Couples are divorcing later in their marriages, when most will have had children. Consequently more children under 20 years old are being raised in single-parent families. The number of such families has increased by more than 13 percent in the past five years. But divorce, rather than death or unmarried mothers, is now the leading cause.

Single-parent families produced more than half of the delinquents questioned during a Ministry of Justice study in 1983. Newspaper reports of delinquency also give the impression that children raised by only one parent are more likely to get into trouble. Divorce opponents have tried to link the apparent increase in anti-social behaviour among children to the "selfishness" of the modern woman who cannot "stick out" a marriage that her traditional sister would have felt duty-bound to endure for the sake of the children, if not family and self.

Divorce will become even more controversial as patterns of marriage and family change. Couples are marrying later, and not only are they having fewer children, but fewer first children are "honeymoon babies." Thus more women study or work longer before marriage, and continue to pursue their academic and career interests longer after marriage than in the past. And once they begin bearing children, they have fewer children to raise, and more time to cultivate the ambitions they acquired in the classroom and office. Or they work part time to pay for the gadgets that make home life so easy, and thus dull.

Increasing longevity means that couples face more years together than in the past. But rising retirement ages force longer careers on men, whose wives--without a retired husband to babysit at home--are thus freer to occupy themselves elsewhere and otherwise. Moreover, lower seniority pay results in less income, which wives are compelled to supplement through outside work.

A housewife with children in school is also under increasing pressure to work at least part time, which inevitably expands her social horizons. She meets other women in her own situation, and men who may attract her more than her husband. The wife for whom outside work and social networks fail to provide the needed release for pent-up energies, may start to abuse alcohol or drugs. More young women start drinking before marriage, which increases the risk of their taking up drink as a remedy for isolation or other marital problems.
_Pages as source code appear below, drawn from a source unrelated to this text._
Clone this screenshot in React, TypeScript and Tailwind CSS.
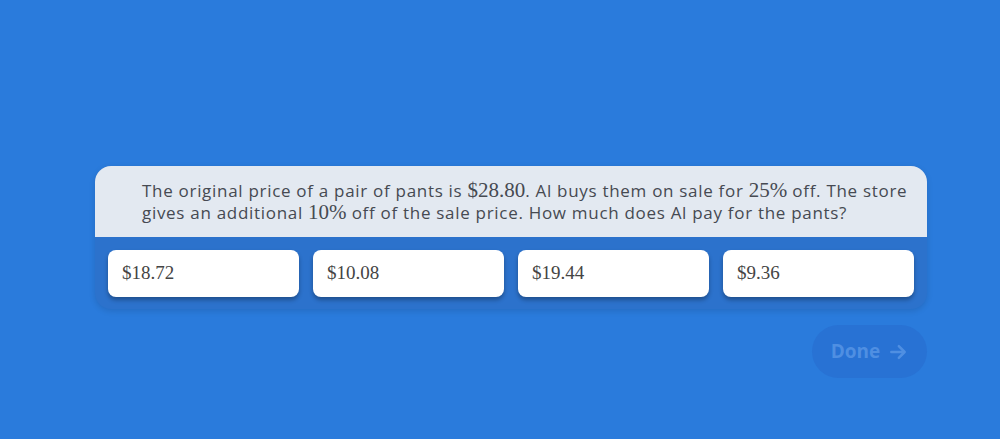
import React from 'react';

const answers = ['$18.72', '$10.08', '$19.44', '$9.36'];

function M({ children }: { children: React.ReactNode }) {
  return <span className="font-['Liberation_Serif','DejaVu_Serif',serif] text-[21px] leading-none tracking-normal">{children}</span>;
}

export default function App() {
  return (
    <div className="w-[1000px] h-[439px] bg-[#2a7bdc] flex flex-col items-start pl-[95px] pt-[166px]">
      <div className="w-[832px] rounded-2xl bg-[#2c72cc] shadow-[0_2px_6px_rgba(0,0,0,0.12)] overflow-hidden">
        {/* Question */}
        <div className="bg-[#e3e9f1] pl-[47px] pr-[16px] pt-[14px] pb-[13px] text-[17px] leading-[22px] text-[#464a52] font-['Open_Sans','Noto_Sans',sans-serif] tracking-[0.7px] whitespace-nowrap">
          The original price of a pair of pants is <M>$28.80</M>. Al buys them on sale for <M>25%</M> off. The store
          <br />
          gives an additional <M>10%</M> off of the sale price. How much does Al pay for the pants?
        </div>
        {/* Answers */}
        <div className="grid grid-cols-4 gap-[14px] px-[13px] pt-[13px] pb-[12px]">
          {answers.map((a) => (
            <button
              key={a}
              className="h-[47px] bg-white rounded-lg text-left px-[14px] text-[19px] text-[#444] font-['Liberation_Serif','DejaVu_Serif',serif] shadow-[0_3px_4px_rgba(0,0,0,0.3)]"
            >
              {a}
            </button>
          ))}
        </div>
      </div>
      <div className="w-[832px] flex justify-end mt-[16px]">
        <button className="h-[53px] w-[115px] rounded-full bg-[#2872d4] text-[#4f8fe2] font-['Open_Sans','Noto_Sans',sans-serif] font-bold text-[19px] flex items-center justify-center gap-[8px]">
          Done
          <svg width="20" height="20" viewBox="0 0 24 24" fill="none" stroke="currentColor" strokeWidth="3" strokeLinecap="round" strokeLinejoin="round">
            <path d="M4 12h15" />
            <path d="M13 5l7 7-7 7" />
          </svg>
        </button>
      </div>
    </div>
  );
}
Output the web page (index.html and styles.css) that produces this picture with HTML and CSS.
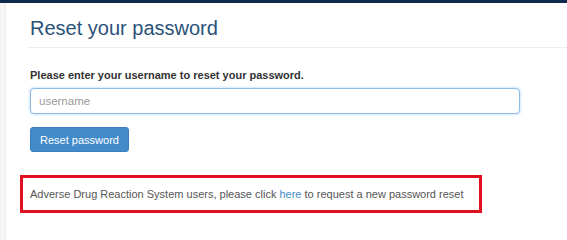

In Japan, as in the US and other industrialised countries, divorce tends to be more traumatic for men than for women, who also survive other experiences of separation better than the "stronger" sex. Divorced men--but also widowed men and bachelors--have comparatively higher suicide rates than divorced women. Although men in general are about twice as likely to commit suicide as women, divorced men are four times more likely to kill themselves.

This means that men are more dependent on marriage as a form of life support. That marriage is comparatively more stressful for women, and more nurturing for, men, may explain why many Japanese men are alarmed about the emergence of intellectually and economically more independent women. According to most public opinion polls such men often refuse to accept that many women are actually taking charge of their lives, and persist in their belief that women still behave in more traditional ways.

The perception gap is widened by TV dramas that come out squarely on the side of women. A number of recent TV movies have featured heroines who successfully escape their unbearable marriages. Most of these programmes are aired between 9 and 11 at night, when the children are in bed and the wives have time to kill while waiting for their husbands to stumble home from after-hours "work" in restaurants, pubs, and cabarets. While the late commuters bury their heads in intoxicating tabloids, comic books and weekly magazines advising them how to avoid the snags of ofisu rabu (office love) when seducing their young female coworkers, their wives learn how to escape from married life.